7. Microevolution refers to changes happening within a species. A textbook example would be the change in wing color of the peppered moth in response to changes in pollution levels in the UK.   

8. Speciation occurs when one species gives rise to a closely related sister species. Take for example the evolution of the finches on the Galapagos Islands from an ancestral finch species that came to this archipelago from South America. Upon arrival this ancestral finch evolved into a variety of species that vary primarily in body size and in beak size and shape. Both microevolution and speciation have been repeatedly observed in nature and, in SFK’s opinion, are noncontroversial.  
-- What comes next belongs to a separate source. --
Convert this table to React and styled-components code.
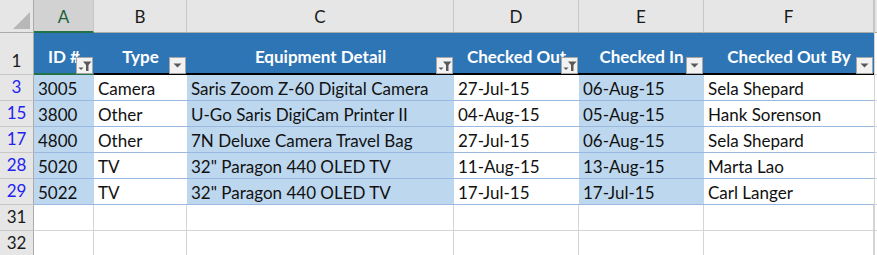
import React from "react";
import styled, { createGlobalStyle } from "styled-components";

const columns = [
  { letter: "A", title: "ID #", filtered: true, shade: true },
  { letter: "B", title: "Type", filtered: false, shade: false },
  { letter: "C", title: "Equipment Detail", filtered: true, shade: true },
  { letter: "D", title: "Checked Out", filtered: true, shade: false },
  { letter: "E", title: "Checked In", filtered: false, shade: true },
  { letter: "F", title: "Checked Out By", filtered: false, shade: false },
];

const rows = [
  { num: 3, cells: ["3005", "Camera", "Saris Zoom Z-60 Digital Camera", "27-Jul-15", "06-Aug-15", "Sela Shepard"] },
  { num: 15, cells: ["3800", "Other", "U-Go Saris DigiCam Printer II", "04-Aug-15", "05-Aug-15", "Hank Sorenson"] },
  { num: 17, cells: ["4800", "Other", "7N Deluxe Camera Travel Bag", "27-Jul-15", "06-Aug-15", "Sela Shepard"] },
  { num: 28, cells: ["5020", "TV", "32\" Paragon 440 OLED TV", "11-Aug-15", "13-Aug-15", "Marta Lao"] },
  { num: 29, cells: ["5022", "TV", "32\" Paragon 440 OLED TV", "17-Jul-15", "17-Jul-15", "Carl Langer"] },
];

const emptyRows = [31, 32];

const GlobalStyle = createGlobalStyle`
  body {
    margin: 0;
    background: #ffffff;
    font-family: Lato, "Open Sans", sans-serif;
  }
`;

const Sheet = styled.div`
  display: grid;
  grid-template-columns: 34px 60px 93px 267px 125px 125px 170px 1fr;
  grid-template-rows: 33px 42px repeat(7, 26px);
  width: 877px;
  height: 255px;
  overflow: hidden;
`;

const Corner = styled.div`
  position: relative;
  background: #e6e6e6;
  border-right: 1px solid #ababab;
  border-bottom: 1px solid #ababab;
  box-sizing: border-box;
  &::after {
    content: "";
    position: absolute;
    right: 3px;
    bottom: 3px;
    width: 0;
    height: 0;
    border-left: 17px solid transparent;
    border-bottom: 17px solid #b7b7b7;
  }
`;

const ColHead = styled.div`
  display: flex;
  align-items: center;
  justify-content: center;
  box-sizing: border-box;
  background: ${(p) => (p.$selected ? "#d2d2d2" : "#e6e6e6")};
  border-right: 1px solid #c6c6c6;
  border-bottom: ${(p) => (p.$selected ? "2px solid #217346" : "1px solid #ababab")};
  color: ${(p) => (p.$selected ? "#1d5f3b" : "#1a1a1a")};
  font-family: Lato, sans-serif;
  font-size: 17px;
  padding-top: ${(p) => (p.$selected ? "2px" : "1px")};
`;

const RowHead = styled.div`
  display: flex;
  align-items: flex-end;
  justify-content: center;
  box-sizing: border-box;
  background: #e6e6e6;
  border-right: 1px solid #ababab;
  border-bottom: 1px solid #c8c8c8;
  color: ${(p) => (p.$filtered ? "#2323f0" : "#1a1a1a")};
  font-family: Lato, sans-serif;
  font-size: 17px;
  padding-bottom: ${(p) => (p.$tall ? "3px" : "3px")};
`;

const HeaderCell = styled.div`
  position: relative;
  display: flex;
  align-items: flex-end;
  justify-content: center;
  box-sizing: border-box;
  background: #2e75b6;
  border-bottom: 2px solid ${(p) => (p.$selected ? "#217346" : "#000000")};
  color: #ffffff;
  font-family: Lato, sans-serif;
  font-weight: 700;
  font-size: 17px;
  padding-bottom: 6px;
  white-space: nowrap;
`;

const FilterButton = styled.div`
  position: absolute;
  right: 1px;
  bottom: -1px;
  width: 17px;
  height: 17px;
  box-sizing: border-box;
  background: #f2f2f2;
  border: 1px solid #a6a6a6;
  display: flex;
  align-items: center;
  justify-content: center;
`;

const DataCell = styled.div`
  display: flex;
  align-items: center;
  box-sizing: border-box;
  padding: 1px 4px 0;
  background: ${(p) => (p.$shade ? "#bdd7ee" : "#ffffff")};
  border-bottom: 1px solid #9bb9e0;
  color: #111111;
  font-family: Lato, sans-serif;
  font-size: 17px;
  white-space: nowrap;
  overflow: hidden;
`;

const EmptyCell = styled.div`
  box-sizing: border-box;
  background: #ffffff;
  border-right: 1px solid #d4d4d4;
  border-bottom: 1px solid #d4d4d4;
`;

const Spacer = styled.div`
  box-sizing: border-box;
  background: ${(p) => (p.$grey ? "#e6e6e6" : "#ffffff")};
  border-left: 1px solid ${(p) => (p.$grey ? "#c6c6c6" : "#d4d4d4")};
  border-bottom: 1px solid ${(p) => (p.$grey ? "#ababab" : "#d4d4d4")};
`;

const DropIcon = () => (
  <svg width="9" height="5" viewBox="0 0 9 5">
    <path d="M0.5 0.5 H8.5 L4.5 4.5 Z" fill="#595959" />
  </svg>
);

const FunnelIcon = () => (
  <svg width="14" height="12" viewBox="0 0 14 12">
    <path d="M0.5 7.5 H5.5 L3 10 Z" fill="#595959" />
    <path d="M5 1.5 H13.5 L10.5 5 V11 H8 V5 Z" fill="#595959" />
  </svg>
);

const App = () => {
  return (
    <>
      <GlobalStyle />
      <Sheet>
        <Corner />
        {columns.map((col, i) => (
          <ColHead key={col.letter} $selected={i === 0}>
            {col.letter}
          </ColHead>
        ))}
        <Spacer $grey />

        <RowHead $tall>1</RowHead>
        {columns.map((col, i) => (
          <HeaderCell key={col.title} $selected={i === 0}>
            {col.title}
            <FilterButton>{col.filtered ? <FunnelIcon /> : <DropIcon />}</FilterButton>
          </HeaderCell>
        ))}
        <Spacer />

        {rows.map((row) => (
          <React.Fragment key={row.num}>
            <RowHead $filtered>{row.num}</RowHead>
            {row.cells.map((text, i) => (
              <DataCell key={i} $shade={columns[i].shade}>
                {text}
              </DataCell>
            ))}
            <Spacer />
          </React.Fragment>
        ))}

        {emptyRows.map((num) => (
          <React.Fragment key={num}>
            <RowHead>{num}</RowHead>
            {columns.map((col) => (
              <EmptyCell key={col.letter} />
            ))}
            <Spacer />
          </React.Fragment>
        ))}
      </Sheet>
    </>
  );
};

export default App;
9. Microbial evolution helps make sense of the evolutionary changes associated with the Long Term Evolution Experiment (LTEE – 1988 –2010) at MSU, which don’t really fit in any of the previous categories. These types of transformations involve changes in viruses, bacteria, archaea, and single-celled eukaryotes—changes like the acquisition of antibiotic resistance in bacteria, the ability of viruses to hop from one host to another (such as SARS and HIV), and the emergence of drug-resistant strains of the malaria parasites. Microbial evolution would also include horizontal gene transfer between microbes, which accounts for the evolution of pathogenic bacteria from non-pathogenic strains (like E. coli). Again, we don’t find microbial evolution particularly controversial. A preponderance of evidence exists for it, including the LTEE at MSU.       

10. Macroevolution refers to putative changes that require that evolutionary processes have genuine creative potential. Examples include humans evolving from a primate ancestor, whales evolving from a terrestrial wolf-like mammal, and birds evolving from theropods. Whether or not macroevolution has occurred defines much of the creation/intelligent design/evolution controversy. Fuz Rana at Reasons RTB, is skeptical that macroevolution is a real process that shaped life’s history on Earth.  Darrell Falk is, however, certain that God used this process to create new life forms. Good articles from knowledgeable Christians on both sides of this issue. See Darrell Falk’s Coming to Peace with  Science, Chapter 4, © 2004.   
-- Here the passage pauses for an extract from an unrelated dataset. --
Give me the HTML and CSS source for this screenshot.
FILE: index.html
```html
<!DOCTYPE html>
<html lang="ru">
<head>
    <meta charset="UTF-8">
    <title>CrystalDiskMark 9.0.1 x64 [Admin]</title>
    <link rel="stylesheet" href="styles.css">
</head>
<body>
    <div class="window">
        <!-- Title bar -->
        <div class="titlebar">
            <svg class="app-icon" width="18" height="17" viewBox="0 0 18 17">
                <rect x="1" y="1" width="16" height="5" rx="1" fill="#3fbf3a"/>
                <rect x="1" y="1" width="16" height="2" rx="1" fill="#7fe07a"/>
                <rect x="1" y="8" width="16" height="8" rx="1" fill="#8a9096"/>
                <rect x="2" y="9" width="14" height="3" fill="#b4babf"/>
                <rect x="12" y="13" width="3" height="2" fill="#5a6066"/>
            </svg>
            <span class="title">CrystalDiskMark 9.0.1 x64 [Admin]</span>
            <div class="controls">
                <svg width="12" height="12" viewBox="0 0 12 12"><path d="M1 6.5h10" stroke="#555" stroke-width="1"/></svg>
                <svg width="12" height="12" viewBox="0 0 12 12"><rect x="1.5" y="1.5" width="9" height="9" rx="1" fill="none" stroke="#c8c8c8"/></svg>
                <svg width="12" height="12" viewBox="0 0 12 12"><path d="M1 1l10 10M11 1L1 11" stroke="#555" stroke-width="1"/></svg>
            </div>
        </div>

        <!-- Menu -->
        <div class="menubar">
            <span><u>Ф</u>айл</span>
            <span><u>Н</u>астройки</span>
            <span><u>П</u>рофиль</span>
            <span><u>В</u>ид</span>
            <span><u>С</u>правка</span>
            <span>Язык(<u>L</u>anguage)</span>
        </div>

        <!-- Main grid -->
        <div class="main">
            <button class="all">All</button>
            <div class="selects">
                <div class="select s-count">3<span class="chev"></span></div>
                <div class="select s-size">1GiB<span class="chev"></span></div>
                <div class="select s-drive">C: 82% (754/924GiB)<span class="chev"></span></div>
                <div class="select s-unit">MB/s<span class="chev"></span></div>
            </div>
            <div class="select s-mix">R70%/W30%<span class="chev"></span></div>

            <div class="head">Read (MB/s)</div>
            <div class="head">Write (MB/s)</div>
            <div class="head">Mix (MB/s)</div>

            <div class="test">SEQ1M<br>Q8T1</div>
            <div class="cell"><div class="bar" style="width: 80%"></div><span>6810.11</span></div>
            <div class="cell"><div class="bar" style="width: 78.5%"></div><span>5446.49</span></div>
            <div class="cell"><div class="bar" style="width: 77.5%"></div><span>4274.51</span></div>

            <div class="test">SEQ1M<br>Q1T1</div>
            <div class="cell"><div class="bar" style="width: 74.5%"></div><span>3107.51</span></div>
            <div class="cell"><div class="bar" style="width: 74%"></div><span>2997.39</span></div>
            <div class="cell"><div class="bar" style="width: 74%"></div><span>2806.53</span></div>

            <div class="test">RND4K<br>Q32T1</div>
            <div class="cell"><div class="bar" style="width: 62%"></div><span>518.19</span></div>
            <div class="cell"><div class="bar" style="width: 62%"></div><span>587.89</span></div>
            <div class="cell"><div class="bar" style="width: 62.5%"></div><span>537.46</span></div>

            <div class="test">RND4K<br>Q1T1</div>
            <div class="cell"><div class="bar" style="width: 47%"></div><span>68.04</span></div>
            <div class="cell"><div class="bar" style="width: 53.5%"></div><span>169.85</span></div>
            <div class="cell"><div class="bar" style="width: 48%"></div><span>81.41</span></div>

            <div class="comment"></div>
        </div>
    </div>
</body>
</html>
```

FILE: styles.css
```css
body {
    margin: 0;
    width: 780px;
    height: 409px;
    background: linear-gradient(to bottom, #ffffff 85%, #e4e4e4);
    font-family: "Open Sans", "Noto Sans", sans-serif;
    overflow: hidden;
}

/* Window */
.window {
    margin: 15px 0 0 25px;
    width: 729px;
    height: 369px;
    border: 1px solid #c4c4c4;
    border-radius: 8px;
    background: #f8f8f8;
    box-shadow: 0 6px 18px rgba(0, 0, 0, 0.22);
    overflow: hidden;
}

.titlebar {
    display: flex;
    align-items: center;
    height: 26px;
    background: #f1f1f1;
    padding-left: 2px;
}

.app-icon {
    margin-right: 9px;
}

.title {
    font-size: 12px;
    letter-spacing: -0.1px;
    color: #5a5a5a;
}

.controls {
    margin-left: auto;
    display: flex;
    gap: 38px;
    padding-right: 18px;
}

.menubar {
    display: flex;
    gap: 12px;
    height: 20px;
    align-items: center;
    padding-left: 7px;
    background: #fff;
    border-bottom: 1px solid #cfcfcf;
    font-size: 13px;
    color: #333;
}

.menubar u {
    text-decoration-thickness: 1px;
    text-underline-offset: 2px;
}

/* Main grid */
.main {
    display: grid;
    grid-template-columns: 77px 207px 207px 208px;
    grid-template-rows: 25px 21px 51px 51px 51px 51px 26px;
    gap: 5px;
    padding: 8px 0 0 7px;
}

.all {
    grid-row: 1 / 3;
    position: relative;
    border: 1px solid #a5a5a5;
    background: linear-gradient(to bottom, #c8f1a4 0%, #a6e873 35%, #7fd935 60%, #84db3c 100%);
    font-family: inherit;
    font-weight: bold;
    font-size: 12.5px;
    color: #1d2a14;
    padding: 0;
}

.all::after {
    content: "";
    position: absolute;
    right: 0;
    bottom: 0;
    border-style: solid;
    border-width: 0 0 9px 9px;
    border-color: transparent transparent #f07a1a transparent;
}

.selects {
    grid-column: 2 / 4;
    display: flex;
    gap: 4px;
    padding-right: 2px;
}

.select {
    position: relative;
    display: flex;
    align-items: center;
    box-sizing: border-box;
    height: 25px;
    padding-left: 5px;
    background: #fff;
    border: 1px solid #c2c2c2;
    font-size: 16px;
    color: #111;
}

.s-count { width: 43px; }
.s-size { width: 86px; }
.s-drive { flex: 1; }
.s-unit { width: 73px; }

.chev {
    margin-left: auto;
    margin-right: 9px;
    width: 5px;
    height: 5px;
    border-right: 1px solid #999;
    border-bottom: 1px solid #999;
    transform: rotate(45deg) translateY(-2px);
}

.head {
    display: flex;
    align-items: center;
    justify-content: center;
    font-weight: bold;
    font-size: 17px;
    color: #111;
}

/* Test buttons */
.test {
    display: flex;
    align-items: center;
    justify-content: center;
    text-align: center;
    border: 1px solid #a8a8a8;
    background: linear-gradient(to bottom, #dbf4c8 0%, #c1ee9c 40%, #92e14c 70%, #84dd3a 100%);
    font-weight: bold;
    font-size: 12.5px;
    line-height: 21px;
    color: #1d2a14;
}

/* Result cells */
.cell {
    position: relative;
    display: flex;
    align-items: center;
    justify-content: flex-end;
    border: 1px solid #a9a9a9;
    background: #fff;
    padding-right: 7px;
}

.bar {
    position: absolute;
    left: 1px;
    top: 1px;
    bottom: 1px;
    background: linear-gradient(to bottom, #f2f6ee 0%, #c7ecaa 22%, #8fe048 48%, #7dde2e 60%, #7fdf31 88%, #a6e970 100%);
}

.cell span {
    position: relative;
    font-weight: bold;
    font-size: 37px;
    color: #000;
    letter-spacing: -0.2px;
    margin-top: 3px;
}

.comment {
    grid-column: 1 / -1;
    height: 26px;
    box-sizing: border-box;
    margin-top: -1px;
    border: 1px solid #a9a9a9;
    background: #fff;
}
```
11. Chemical evolution is another type of evolutionary process many Christians are skeptical about. This term refers to the processes that presumably generated the initial life-forms. According to this model, chemical selection naturalistically transformed a complex chemical mixture of simple compounds into proto-cellular entities that further evolved to yield the first true cells. (Refer to the book Fuz Rana coauthored with Hugh Ross, Origins of Life, for a detailed rationale for skepticism about chemical evolution.)       SFK Ministry does NOT  believe this kind of evolution ever happened.

From the viewpoint of evangelicals, we see good evidence for seven of the eleven definitions above. Also we believe that two of the definitions (#6 and #11) are used too often by evolutionary naturalists to conflate all the above terms. We would do well to continue research into the two definitions (#5 and #10) where intelligent and thoughtful discourse may abide in the realms of science and faith.